Clubs are also incorporating rapid testing to catch more players before they participate in game activity. The league hopes to avoid another situation similar to what happened in Vegas on Tuesday evening when a player’s positive results arrived during the game.

According to the NHL, the strategies have been tested and validated in medical settings, and the new NHL COVID protocol has been endorsed by the NHL’s and NHLPA’s medical advisors. Enhanced measures will be in effect at least until Feb. 28.

In addition to daily, lab-based PCR testing, the NHL is providing each U.S. team with point of care (POC) rapid testing on game days for all players and team personnel (as well as on-ice officials) who work in or around the bench area during games. The testing was to be available for games beginning on Thursday.

NHL Players Asked to Quarantine

Directly from the NHL release:

To reduce the introduction of infection into the team environment, effective immediately, all Players, Coaches, Training Staff, Equipment Staff, and other members of each Club’s Travelling Party will be required to remain at home and not leave their place of residence except to attend practices and games, to exercise outdoors on an individual basis, to perform essential activities (e.g., go to the doctor), or to deal with family or other emergencies and other extraordinary circumstances.

In other words, effective immediately, players are confined to their home and hockey activity. The league is also providing additional education for players’ families and the NHL COVID protocol “strongly recommends” they participate in the same limited activities, including using grocery delivery services instead of going to stores.

Further:

We understand that not all public social interactions can be avoided, such as school-aged children attending school. Other discretionary activities by household members, such as social engagements, however, are to be limited as much as possible.

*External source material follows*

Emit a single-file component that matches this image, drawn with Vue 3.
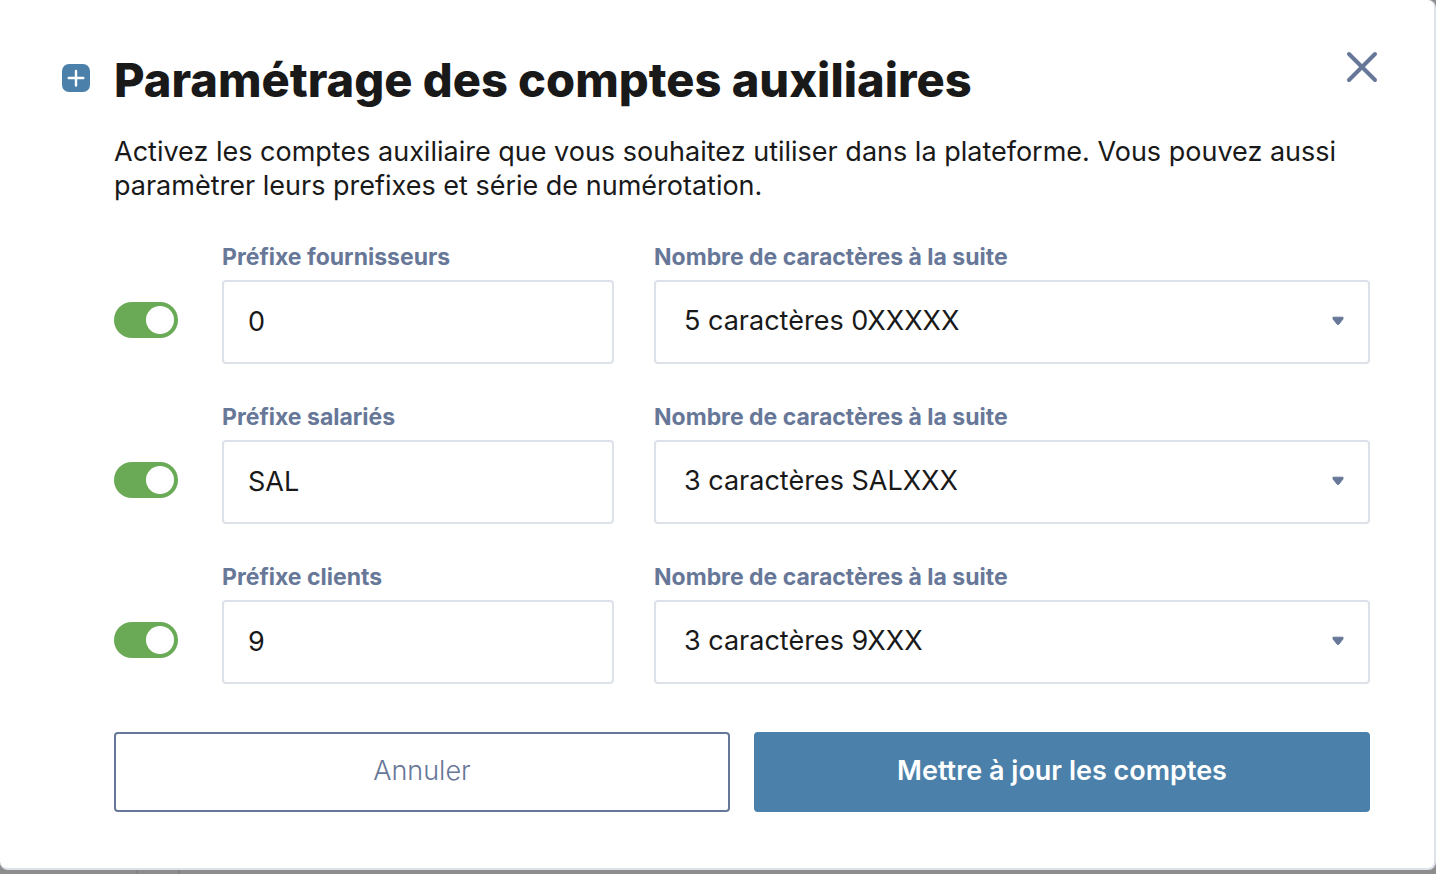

The NHL is also mandating masks at all times when not exercising. The league is asking teams to source and provide N95 face coverings, and they are to be worn even in the locker room.

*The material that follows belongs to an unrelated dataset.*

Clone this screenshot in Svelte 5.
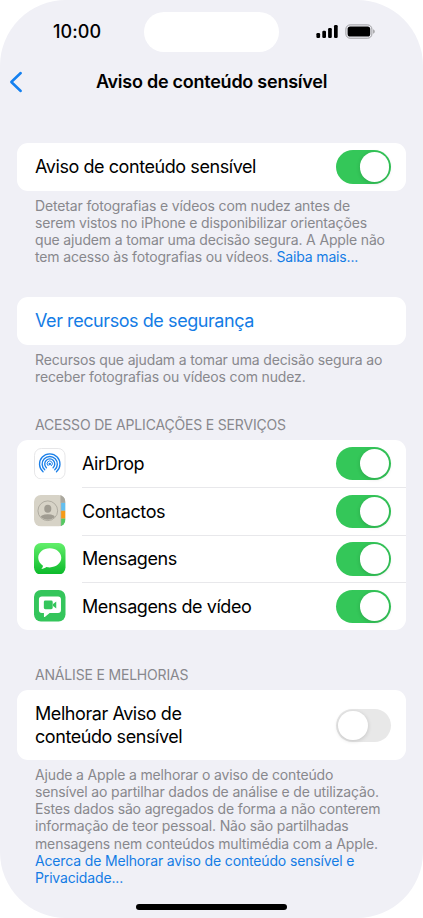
<script>
  let warning = $state(true);
  let improve = $state(false);

  let apps = $state([
    { id: "airdrop", name: "AirDrop", on: true },
    { id: "contacts", name: "Contactos", on: true },
    { id: "messages", name: "Mensagens", on: true },
    { id: "video", name: "Mensagens de vídeo", on: true }
  ]);
</script>

{#snippet toggle(on, label, change)}
  <button class="toggle" class:on role="switch" aria-checked={on} aria-label={label} onclick={change}>
    <span class="knob"></span>
  </button>
{/snippet}

{#snippet appIcon(id)}
  <svg class="app-icon" viewBox="0 0 32 32">
    {#if id === "airdrop"}
      <rect x="0.5" y="0.5" width="31" height="31" rx="7" fill="#fff" stroke="#e6e6e8" />
      <g fill="none" stroke="#1a7fe8" stroke-width="1.35" stroke-linecap="round">
        <path d="M9.2 24.2a10.4 10.4 0 1 1 13.6 0" />
        <path d="M10.9 22.1a7.7 7.7 0 1 1 10.2 0" />
        <path d="M12.6 20a5.1 5.1 0 1 1 6.8 0" />
        <path d="M14.3 18a2.7 2.7 0 1 1 3.4 0" stroke-width="1" />
      </g>
      <circle cx="16" cy="16.3" r="1.3" fill="#1a7fe8" />
    {:else if id === "contacts"}
      <clipPath id="contacts-shape"><rect width="32" height="32" rx="7" /></clipPath>
      <clipPath id="contacts-face"><circle cx="14" cy="16" r="9.2" /></clipPath>
      <g clip-path="url(#contacts-shape)">
        <rect width="32" height="32" fill="#d7d3c7" />
        <rect x="27" width="5" height="8" fill="#aaa79e" />
        <rect x="27.4" y="8" width="4.6" height="8" fill="#62bff1" />
        <rect x="27.4" y="16" width="4.6" height="8" fill="#f69a17" />
        <rect x="27.4" y="24" width="4.6" height="8" fill="#54c962" />
        <path d="M27.2 0v32" stroke="#b9b5a9" stroke-width="0.7" />
      </g>
      <circle cx="14" cy="16" r="10" fill="none" stroke="#a5a196" stroke-width="0.8" />
      <g clip-path="url(#contacts-face)" fill="#a09c92">
        <ellipse cx="14" cy="13.9" rx="3.6" ry="4.1" />
        <ellipse cx="14" cy="24.2" rx="8.5" ry="4.6" />
      </g>
    {:else if id === "messages"}
      <linearGradient id="bubble-green" x1="0" y1="0" x2="0" y2="1">
        <stop offset="0" stop-color="#62ef6a" />
        <stop offset="1" stop-color="#0bb92a" />
      </linearGradient>
      <rect width="32" height="32" rx="7" fill="url(#bubble-green)" />
      <path
        fill="#fff"
        d="M16 5.4c-6.5 0-11.7 4.3-11.7 9.7 0 3.3 1.9 6.1 4.8 7.9-.1 1.4-.8 2.5-1.9 3.4 2.1-.1 4-.9 5.4-2 1.1.3 2.2.4 3.4.4 6.5 0 11.7-4.3 11.7-9.7S22.5 5.4 16 5.4z"
      />
    {:else}
      <rect width="32" height="32" rx="7" fill="#34c55b" />
      <path
        fill="#fff"
        d="M8 6.6h16.4a3 3 0 0 1 3 3v10.7a3 3 0 0 1-3 3h-8.5l-4.6 4c-.6.5-1.2.2-1.2-.5v-3.500H8a3 3 0 0 1-3-3V9.6a3 3 0 0 1 3-3z"
      />
      <rect x="10" y="10.7" width="9" height="8.8" rx="1.5" fill="#34c55b" />
      <path fill="#34c55b" d="M19.3 14.100l3.300-2.500v7.200l-3.300-2.500z" />
    {/if}
  </svg>
{/snippet}

<div class="phone">
  <div class="status">
    <span class="time">10:00</span>
    <span class="island"></span>
    <svg class="signals" width="60" height="16" viewBox="0 0 60 16">
      <rect x="0.4" y="9" width="3.7" height="5" rx="1.2" />
      <rect x="6.3" y="6.7" width="3.7" height="7.3" rx="1.2" />
      <rect x="12.1" y="4" width="3.7" height="10" rx="1.2" />
      <rect x="18" y="1" width="3.7" height="13" rx="1.2" />
      <rect x="29.9" y="0.9" width="26" height="13.3" rx="4.2" fill="none" stroke="#9b9b9e" />
      <rect x="31.6" y="2.5" width="22.6" height="10.1" rx="2.6" />
      <path d="M57.2 5.3c2 .8 2 3.7 0 4.5z" fill="#9b9b9e" />
    </svg>
  </div>

  <div class="nav">
    <svg class="back" width="14" height="22" viewBox="0 0 14 22">
      <path d="M11.7 2L2.3 11l9.4 9" fill="none" stroke="#1480f0" stroke-width="2.5" stroke-linecap="round" stroke-linejoin="round" />
    </svg>
    <h1>Aviso de conteúdo sensível</h1>
  </div>

  <section class="first">
    <div class="card row">
      <span class="label">Aviso de conteúdo sensível</span>
      {@render toggle(warning, "Aviso de conteúdo sensível", () => (warning = !warning))}
    </div>
    <p class="note">
      Detetar fotografias e vídeos com nudez antes de<br />
      serem vistos no iPhone e disponibilizar orientações<br />
      que ajudem a tomar uma decisão segura. A Apple não<br />
      tem acesso às fotografias ou vídeos. <span class="link">Saiba mais...</span>
    </p>
  </section>

  <section class="resources">
    <div class="card row">
      <span class="label link">Ver recursos de segurança</span>
    </div>
    <p class="note">
      Recursos que ajudam a tomar uma decisão segura ao<br />
      receber fotografias ou vídeos com nudez.
    </p>
  </section>

  <section class="access">
    <h2>ACESSO DE APLICAÇÕES E SERVIÇOS</h2>
    <div class="card">
      {#each apps as app}
        <div class="app">
          {@render appIcon(app.id)}
          <div class="app-body">
            <span class="label">{app.name}</span>
            {@render toggle(app.on, app.name, () => (app.on = !app.on))}
          </div>
        </div>
      {/each}
    </div>
  </section>

  <section class="analysis">
    <h2>ANÁLISE E MELHORIAS</h2>
    <div class="card row tall">
      <span class="label">Melhorar Aviso de<br />conteúdo sensível</span>
      {@render toggle(improve, "Melhorar Aviso de conteúdo sensível", () => (improve = !improve))}
    </div>
    <p class="note">
      Ajude a Apple a melhorar o aviso de conteúdo<br />
      sensível ao partilhar dados de análise e de utilização.<br />
      Estes dados são agregados de forma a não conterem<br />
      informação de teor pessoal. Não são partilhadas<br />
      mensagens nem conteúdos multimédia com a Apple.<br />
      <span class="link">Acerca de Melhorar aviso de conteúdo sensível e<br />Privacidade...</span>
    </p>
  </section>

  <div class="home"></div>
</div>

<style>
  :global(body) {
    background: #fff;
  }

  .phone {
    display: flex;
    flex-direction: column;
    width: 423px;
    height: 918px;
    box-sizing: border-box;
    background: #f0f0f6;
    border-radius: 66px;
    overflow: hidden;
    font-family: Inter, "Liberation Sans", sans-serif;
    color: #000;
    white-space: nowrap;
  }

  h1, h2, p {
    margin: 0;
  }

  /* STATUS BAR */
  .status {
    display: grid;
    grid-template-columns: 144px 135px 1fr;
    height: 51px;
    padding-top: 12px;
    box-sizing: border-box;
  }

  .time {
    padding-left: 53px;
    font-size: 18px;
    font-weight: 550;
    line-height: 40px;
    letter-spacing: 0.1px;
  }

  .island {
    height: 40px;
    border-radius: 20px;
    background: #fff;
  }

  .signals {
    margin: 12px 0 0 37px;
  }

  /* NAV */
  .nav {
    display: grid;
    grid-template-columns: 40px 1fr 40px;
    align-items: center;
    height: 61px;
  }

  .back {
    margin-left: 9px;
  }

  h1 {
    font-size: 18px;
    font-weight: 570;
    line-height: 24px;
    letter-spacing: -0.25px;
    text-align: center;
  }

  /* GROUPS */
  section {
    padding: 0 17px;
  }

  .first {
    margin-top: 31px;
    height: 154.3px;
  }

  .resources {
    height: 118.7px;
  }

  .access {
    height: 250.3px;
  }

  .card {
    background: #fff;
    border-radius: 11px;
  }

  .row {
    display: flex;
    align-items: center;
    justify-content: space-between;
    height: 47.5px;
    padding: 0 15px 0 18px;
    box-sizing: border-box;
  }

  .tall {
    height: 69.3px;
    padding-top: 1px;
  }

  .label {
    font-size: 18px;
    line-height: 23.7px;
    letter-spacing: -0.43px;
  }

  .note {
    padding: 6px 0 0 18px;
    font-size: 14px;
    line-height: 17.3px;
    letter-spacing: -0.15px;
    color: #88888d;
  }

  .link {
    color: #147ce5;
  }

  h2 {
    height: 24px;
    padding-left: 18px;
    font-size: 14px;
    font-weight: 400;
    line-height: 18px;
    letter-spacing: -0.18px;
    color: #88888d;
  }

  /* APP LIST */
  .app {
    display: flex;
    align-items: center;
    height: 47.4px;
    padding-left: 17px;
  }

  .app-icon {
    width: 31.5px;
    height: 31.5px;
    margin-right: 16.5px;
  }

  .app-body {
    flex: 1;
    display: flex;
    align-items: center;
    justify-content: space-between;
    height: 100%;
    padding-right: 15px;
    box-sizing: border-box;
  }

  .app + .app .app-body {
    border-top: 1px solid #e8e8eb;
  }

  /* TOGGLE */
  .toggle {
    display: flex;
    align-items: center;
    width: 55px;
    height: 33.5px;
    padding: 2px;
    border: 0;
    border-radius: 17px;
    background: #e8e8e8;
  }

  .toggle.on {
    justify-content: flex-end;
    background: #34c759;
  }

  .knob {
    width: 29.5px;
    height: 29.5px;
    border-radius: 50%;
    background: #fff;
    box-shadow: 0 1px 4px rgba(0, 0, 0, 0.16);
  }

  .home {
    width: 151px;
    height: 5.5px;
    margin: auto auto 8.5px;
    border-radius: 3px;
    background: #000;
  }
</style>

The fact that masks cannot be worn by players on the bench does not mean that they should not be worn in the dressing room. The goal of masking is to reduce total exposure. Therefore, any additional time during which face coverings can be used will help reduce the risk of disease transmission. Situations such as sitting in the dressing room together pre-game, between periods, and post-game unmasked are more likely to lead to the spread of COVID-19 or possible exposure. Players have been instructed that the use of face masks in the dressing room is therefore important.

The league has asked teams to provide more testing to player families, as well.

All team meetings are to be virtual. On the road, team lounges must be closed by midnight, and players must socially distance and wear masks while in those spaces.

Because players who have recovered from the virus have as much as a 90-day immunity, the NHL is even asking teams to reconfigure their locker room seating to create buffers using recovered players.

By reconfiguring the normal seating arrangements in locker rooms, during team travel, or at meals so that previously infected Players are seated next to individuals who never contracted the virus, the Players with presumptive immunity can be used as a “buffer” for the Players and staff who are unlikely to have such immunity.

The NHL is also launching a pilot program to enhance current tracing studies. The program will study player interactions to see which personnel should be considered for enhanced monitoring and/or quarantine based on close contact with potentially infected players.

Finally, the NHL is performing genomic testing on the positive cases to discover the strains involved in small cluster outbreaks and estimate transmission pathways.